The House v. NCAA settlement will undoubtedly raise costs for D-I schools—though likely would not have for GCU men’s volleyball. But Dell’Amico said he was told the team wouldn’t be receiving any of the extra resources the settlement allows, whether through revenue-sharing dollars or extra scholarships. (In fact, because the team offered only 4.5 scholarships, the vast majority of players on the team were paying their own way through GCU, effectively saving the university money, Dell’Amico notes.)
But by all accounts, GCU was in a good financial position, even by its own admission. In March, the school announced it would participate in the settlement, boasting the school’s “successful financial model,” and listed half a dozen revenue streams to fund House settlement payments. The athletic department is also expected to earn more money when it joins the Mountain West, a more lucrative conference, in 2026. (GCU men’s volleyball was slated to stay in the MPSF.)
Says Dell’Amico: “Why would you do this to these kids when it’s literally pennies for them?”

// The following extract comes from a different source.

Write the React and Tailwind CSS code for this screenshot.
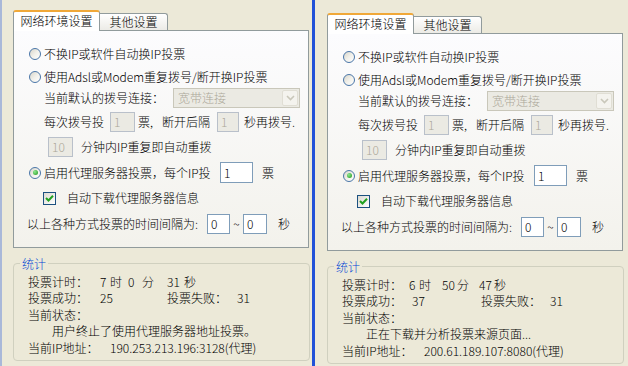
import React from "react";

function Radio({ checked }) {
  return (
    <span className="flex h-[12px] w-[12px] shrink-0 items-center justify-center rounded-full border border-[#4a76a8] bg-linear-to-br from-[#d8d5ca] via-[#f1f0ea] to-white">
      {checked ? (
        <span className="h-[5px] w-[5px] rounded-full bg-[radial-gradient(circle_at_35%_35%,#8fe88f,#1c961c)]" />
      ) : null}
    </span>
  );
}

function Check() {
  return (
    <span className="flex h-[13px] w-[13px] shrink-0 items-center justify-center border border-[#1c5180] bg-linear-to-br from-[#dcdad2] to-white">
      <svg width="9" height="9" viewBox="0 0 9 9">
        <path d="M1 4 L3.5 6.5 L8 1.8" stroke="#21a121" strokeWidth="2" fill="none" />
      </svg>
    </span>
  );
}

function Field({ cls, value, disabled }) {
  return (
    <span
      className={
        "flex shrink-0 items-center pl-[3px] border " +
        (disabled
          ? "border-[#b9c0ca] bg-[#ebeae3] text-[#aca899] "
          : "border-[#7f9db9] bg-white text-black ") +
        cls
      }
    >
      {value}
    </span>
  );
}

function Settings() {
  return (
    <div className="h-[218px] w-[296px] border border-[#919b9c] bg-linear-to-b from-[#fcfcfe] to-[#f3f2ec] pt-[12px]">
      <div className="flex h-[22px] items-center gap-[3px] pl-[15px]">
        <Radio />
        <span>不换IP或软件自动换IP投票</span>
      </div>
      <div className="mt-[1px] flex h-[22px] items-center gap-[3px] pl-[15px]">
        <Radio />
        <span>使用Adsl或Modem重复拨号/断开换IP投票</span>
      </div>
      <div className="flex h-[20px] items-center pl-[30px]">
        <span>当前默认的拨号连接：</span>
        <span className="ml-[9px] flex h-[20px] w-[127px] items-center justify-between border border-[#c9c7ba] bg-[#ebeae3] pl-[4px]">
          <span className="text-[#aca899]">宽带连接</span>
          <span className="mr-px flex h-[16px] w-[16px] items-center justify-center rounded-[2px] border border-[#e0ded4] bg-[#f4f3ee]">
            <svg width="9" height="6" viewBox="0 0 9 6">
              <path d="M1 1 L4.5 4.5 L8 1" stroke="#c9c7ba" strokeWidth="1.6" fill="none" />
            </svg>
          </span>
        </span>
      </div>
      <div className="mt-[4px] flex h-[20px] items-center pl-[30px]">
        <span>每次拨号投</span>
        <Field cls="ml-[6px] h-[20px] w-[25px]" value="1" disabled />
        <span className="ml-[3px] w-[24px]">票,</span>
        <span>断开后隔</span>
        <Field cls="ml-[7px] h-[20px] w-[22px]" value="1" disabled />
        <span className="ml-[5px]">秒再拨号.</span>
      </div>
      <div className="mt-[5px] flex h-[20px] items-center pl-[34px]">
        <Field cls="h-[20px] w-[25px]" value="10" disabled />
        <span className="ml-[8px]">分钟内IP重复即自动重拨</span>
      </div>
      <div className="mt-[5px] flex h-[21px] items-center pl-[15px]">
        <Radio checked />
        <span className="ml-[3px] w-[176px]">启用代理服务器投票，每个IP投</span>
        <Field cls="h-[21px] w-[33px]" value="1" />
        <span className="ml-[9px]">票</span>
      </div>
      <div className="mt-[4px] flex h-[22px] items-center pl-[29px]">
        <Check />
        <span className="ml-[11px]">自动下载代理服务器信息</span>
      </div>
      <div className="mt-[5px] flex h-[20px] items-center pl-[13px]">
        <span className="w-[180px]">以上各种方式投票的时间间隔为:</span>
        <Field cls="h-[20px] w-[23px]" value="0" />
        <span className="w-[13px] text-center">~</span>
        <Field cls="h-[20px] w-[24px]" value="0" />
        <span className="ml-[11px]">秒</span>
      </div>
    </div>
  );
}

function Tabs() {
  return (
    <div className="relative z-10 -mb-px flex h-[21px] items-end">
      <div className="flex h-[21px] w-[87px] items-center justify-center rounded-t-[3px] border-x border-t-2 border-x-[#919b9c] border-t-[#f0a838] bg-white pb-[1px]">
        网络环境设置
      </div>
      <div className="mb-px flex h-[17px] w-[68px] items-center justify-center rounded-tr-[3px] border-r border-t border-[#919b9c] bg-linear-to-b from-white to-[#ecebe6]">
        其他设置
      </div>
    </div>
  );
}

function Stats({ r1, r2, status, ip }) {
  return (
    <fieldset className="mt-[9px] w-[297px] rounded-[4px] border border-[#d0d0bf] pb-[4px]">
      <legend className="ml-[6px] px-[2px] leading-[13px] text-[#0046d5]">统计</legend>
      <div className="pl-[14px] pt-[4px]">
        <div className="flex h-[16px] items-center">
          {r1.map(([t, c], i) => (
            <span key={i} className={"shrink-0 " + c}>{t}</span>
          ))}
        </div>
        <div className="flex h-[16px] items-center">
          {r2.map(([t, c], i) => (
            <span key={i} className={"shrink-0 " + c}>{t}</span>
          ))}
        </div>
        <div className="flex h-[17px] items-center">当前状态：</div>
        <div className="flex h-[16px] items-center pl-[24px]">{status}</div>
        <div className="flex h-[17px] items-center">
          <span className="w-[82px] shrink-0">当前IP地址：</span>
          <span>{ip}</span>
        </div>
      </div>
    </fieldset>
  );
}

function Panel({ wrap, r1, r2, status, ip }) {
  return (
    <div className={"flex h-[366px] shrink-0 flex-col " + wrap}>
      <Tabs />
      <Settings />
      <Stats r1={r1} r2={r2} status={status} ip={ip} />
    </div>
  );
}

export default function App() {
  return (
    <div className="flex h-[366px] w-[628px] overflow-hidden bg-[#ece9d8] font-['SimSun','Noto_Sans_CJK_SC',sans-serif] text-[12px] leading-[14px] font-light text-black">
      <Panel
        wrap="w-[312px] border-l-2 border-[#a9b8d9] pl-[11px] pt-[10px]"
        r1={[
          ["投票计时：", "w-[72px]"],
          ["7", "w-[10px]"],
          ["时", "w-[18px]"],
          ["0", "w-[14px]"],
          ["分", "w-[25px]"],
          ["31", "w-[15px]"],
          ["秒", "ml-[2px]"],
        ]}
        r2={[
          ["投票成功：", "w-[72px]"],
          ["25", "w-[67px]"],
          ["投票失败：", "w-[70px]"],
          ["31", ""],
        ]}
        status="用户终止了使用代理服务器地址投票。"
        ip="190.253.213.196:3128(代理)"
      />
      <Panel
        wrap="w-[316px] border-l-[3px] border-[#2151d8] pl-[12px] pt-[13px]"
        r1={[
          ["投票计时：", "w-[67px]"],
          ["6", "w-[10px]"],
          ["时", "w-[23px]"],
          ["50", "w-[15px]"],
          ["分", "w-[22px]"],
          ["47", "w-[13px]"],
          ["秒", "ml-[2px]"],
        ]}
        r2={[
          ["投票成功：", "w-[70px]"],
          ["37", "w-[69px]"],
          ["投票失败：", "w-[69px]"],
          ["31", ""],
        ]}
        status="正在下载并分析投票来源页面..."
        ip="200.61.189.107:8080(代理)"
      />
    </div>
  );
}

Members of the greater volleyball community, especially those in Arizona—one of the sport’s hotbeds—are putting up a fight with a social media campaign that includes a Change.org petition, a GoFundMe, and an Instagram account called “saveGCUmvb.” Multiple local-media outlets have covered the team’s story, prompting the athletic department officials to ask Dell’Amico about the “narrative” that players and coaches have offered to the media, he says. Meanwhile, the petition has garnered more than 20,000 signatures.
“I think it’s so cool that we have so many people that are supporting us,” Herr says.
Players could have other recourse: There have been rumors of a lawsuit, though nothing has been filed to date. Litigation was, in fact, a successful tactic for many Olympic sports programs that got cut during the COVID-19 pandemic, when athletic departments claimed budget shortfalls made it impossible to fund their sports. Several were filed as Title IX—or gender equity—lawsuits, and in many cases men’s sports teams were reinstated alongside the women’s sports teams who sued to get their teams back. (Grand Canyon is still fielding a women’s volleyball team.)
For now, however, most of them are entering the transfer portal, and coaches are hunting for new jobs. “At this point, we’ve all kind of realized that the program isn’t coming back,” Oldani says, adding he isn’t sure any of the players would want to play for GCU after the way they’ve been treated.
Either way, the GCU situation shows that threats to cut Olympic sports teams—especially because of changes to the college sports business model—may be met with more pushback than administrators ever anticipated.